Thursday, November 28, 2013

Thankful For Truth

Source:, "Cooking the History Books: The Thanksgiving Massacre"
Noam Chomsky calls the U.S. a "heavily indoctrinated" society. So little truth leaks through the corporate infotainment stream that a person could go an entire lifetime without hearing more than a squeak of it. The freedom to just walk away from MSNBC and Hollywood blockbusters and MTV, from Time and "News"week, the New Yorker and the Washington Post, is seldom exercised. 

The internet has brought me so many possible truths that I was not a bit surprised to find out that it was being used to build massive dossiers on each and every one of us using it. As a truth stream, it was far too good to be true. I expect it to end any day now.

But for today, the national holiday built on genocide against the Pequot people, I am thankful for the connection that brings me in contact with others around the planet who seek true information.

Just a smattering from my morning reading:

From the Mainichi Shimbun, "Former PM's envoy was determined to disclose secret Japan-U.S. pacts
A former editor who was involved in publishing a book revealing Japan-U.S. diplomatic secrets over the reversion of Okinawa has criticized the government-sponsored state secrets protection bill (emphasis mine), which cleared the House of Representatives on Nov. 26 and is now under debate in the House of Councillors 
...[Mafumi] Azuma spent the whole night reading the manuscripts, which were compelling and accompanied by letters and memorandums detailing exchanges with then National Security Adviser Henry Kissinger and other negotiating partners. Azuma told Wakaizumi the next day that he was going to publish the book.
What a perfect piece of legislation to accompany rescinding Article 9, which constitutionally forbids Japan to have a military force capable of aggression.

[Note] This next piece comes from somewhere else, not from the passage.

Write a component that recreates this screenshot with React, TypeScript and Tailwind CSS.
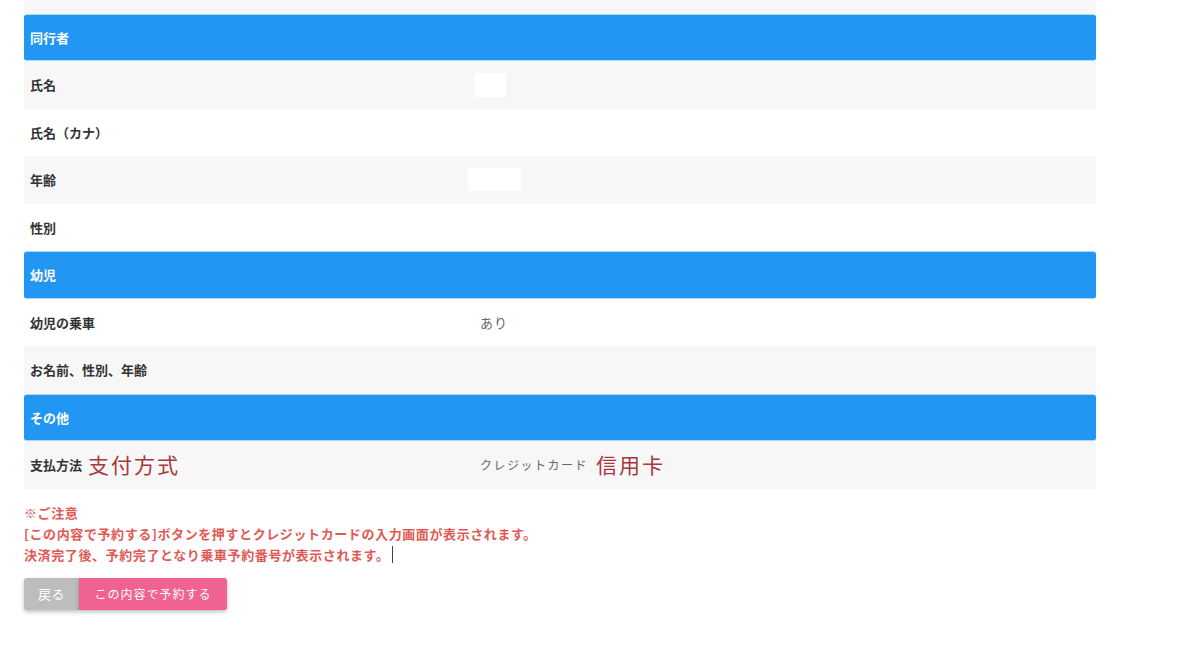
const font = { fontFamily: '"Noto Sans CJK JP", "Noto Sans", sans-serif' }

type Row =
  | { kind: 'head'; label: string }
  | { kind: 'row'; label: string; bg: 'gray' | 'white'; value?: React.ReactNode; note?: string }

const ROWS: Row[] = [
  { kind: 'head', label: '同行者' },
  { kind: 'row', label: '氏名', bg: 'gray', value: <div className="-ml-[6px] w-[32px] h-[24px] bg-white" /> },
  { kind: 'row', label: '氏名（カナ）', bg: 'white' },
  { kind: 'row', label: '年齢', bg: 'gray', value: <div className="-ml-[12px] w-[53px] h-[23px] bg-white" /> },
  { kind: 'row', label: '性別', bg: 'white' },
  { kind: 'head', label: '幼児' },
  { kind: 'row', label: '幼児の乗車', bg: 'white', value: <span className="text-[13px] text-[#666] tracking-[1px]">あり</span> },
  { kind: 'row', label: 'お名前、性別、年齢', bg: 'gray' },
  { kind: 'head', label: 'その他' },
  {
    kind: 'row',
    label: '支払方法',
    bg: 'gray',
    note: '支付方式',
    value: (
      <div className="flex items-center gap-[8px]">
        <span className="text-[12px] text-[#666] tracking-[1.5px]">クレジットカード</span>
        <span className="text-[21px] text-[#a8383c] tracking-[2px]">信用卡</span>
      </div>
    ),
  },
]

export default function App() {
  return (
    <div className="w-[1200px] h-[656px] bg-white overflow-hidden" style={font}>
      <div className="ml-6 w-[1072px]">
        <div className="h-[13.5px] bg-[#f7f7f7]" />
        {ROWS.map((r, i) =>
          r.kind === 'head' ? (
            <div
              key={i}
              className="h-[47.5px] flex items-center px-[6px] bg-[#2196f3] rounded-[3px] border-y border-[#a8dcfb] text-white text-[13px] font-bold"
            >
              {r.label}
            </div>
          ) : (
            <div key={i} className={`h-[47.5px] flex items-center ${r.bg === 'gray' ? 'bg-[#f7f7f7]' : 'bg-white'}`}>
              <div className="w-[450px] pl-[6px] flex items-center gap-[6px]">
                <span className="text-[13px] font-bold text-[#333]">{r.label}</span>
                {r.note && <span className="text-[21px] text-[#a8383c] tracking-[2px]">{r.note}</span>}
              </div>
              <div className="pl-[6px] flex items-center">{r.value}</div>
            </div>
          )
        )}
        <div className="mt-[13px] text-[13px] font-bold text-[#e05a55] leading-[21px] tracking-[0.6px]">
          <p>
            <span className="font-normal">※</span>ご注意
          </p>
          <p>[この内容で予約する]ボタンを押すとクレジットカードの入力画面が表示されます。</p>
          <p className="flex items-center">
            決済完了後、予約完了となり乗車予約番号が表示されます。
            <span className="ml-[2px] inline-block w-px h-[17px] bg-[#444]" />
          </p>
        </div>
        <div className="mt-[13px] flex">
          <button className="h-[32px] w-[55px] bg-[#bdbdbd] text-white text-[13px] rounded-l-[3px] shadow-[0_2px_4px_rgba(0,0,0,0.25)] tracking-[0.5px]">
            戻る
          </button>
          <button className="h-[32px] w-[148px] bg-[#f06292] text-white text-[12px] rounded-r-[3px] shadow-[0_2px_4px_rgba(0,0,0,0.25)] tracking-[1px]">
            この内容で予約する
          </button>
        </div>
      </div>
    </div>
  )
}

From Vice media, "A Generation of US and UK War Veterans Are Being Silenced"
I was gagged by a military court in 2009. I had spilled no secrets. Rather I’d claimed Afghanistan occupation was an illegitimate, shambolic disaster. The keenest soldiers I know say the same, but I said it on television rather than in the regimental bar. I spent five months in a military jail over a banality. Others have faced similar or worse treatment.
The writer is veteran Joe Glenton.

From the same source, a shout out to Chelsea (formerly Bradley) Manning, one of the biggest truth tellers of our time

Heather Linebaugh...served in the US Air Force in drone intelligence between 2009 and 2012 and was "honourably" discharged....she fled to Canada, a place she felt safe to speak out from. She was good at her job, earning the nickname “Harbinger of Death” from her comrades. Not every assignment went smoothly, though: “One mission in particular, I remember that we were told to keep quiet about, and to this day, I can still not discuss it.” 
Heather says she challenged an officer of more senior rank on the issue. She asked what would happen if people spoke out about “sloppy strikes”. She was taken to her commander and warned about “talking recklessly” and asking “stupid questions”. 
In her unit there was a watchword used to keep people quite: Manning. “If we spoke out about certain missions to the general public, and definitely media, we would 'end up like Bradley Manning'." The effort to instil fear was being ramped up around the time she was leaving the military. "I saw quite a few posters going up with an image of the typical soldier sitting in a jail cell in handcuffs."
Then there's the recent blockbuster report on corporations (our real government, which does not in any way resemble democracy) infiltrating organizations that work for positive social change in order to spy on the participants. 

From Common Dreams, "Corporate Espionage and the Secret War Against Citizen Activism"

According to the study by the Center for Corporate Policy—a project of the Ralph Nader-affiliated Essential Action, today's 'Pinkerton Thugs' are staffed by former law enforcement, CIA, NSA, FBI and military employees, funded by some of the biggest-name corporations in the world, and backed by highly-secretive investigative firms that operate as spy agencies for the private sector. 
Titled Spooky Business, the 53-page study pieces together nearly 20 years of information exposing this hidden wing of the private sector, which its author Gary Ruskin says "is just the tip of the iceberg." While targets run the gamut, from anti-war to workers' rights groups to environmental organizations, they appear to have one thing in common: they are perceived as a threat to the corporate bottom-line.
One last item, this one in the category of super secret treaties your government is negotiating to crash life on this planet via giving corporations control over food and information, among other things. Never heard of the Trans-Pacific Partnership? That's no accident. 

From Common Dreams "Monsanto, the TPP, and Global Food Dominance":
Control oil and you control nations,” said US Secretary of State Henry Kissinger in the 1970s. "Control food and you control the people.”
I could go on like this all day, but I have some potatoes to mash.

So that's why I am thankful today for the internet and Wikileaks, for Edward Snowden, for my fellow citizen journalists, and for Chelsea Manning -- celebrating yet another birthday in jail for telling us the truth about U.S. war crimes.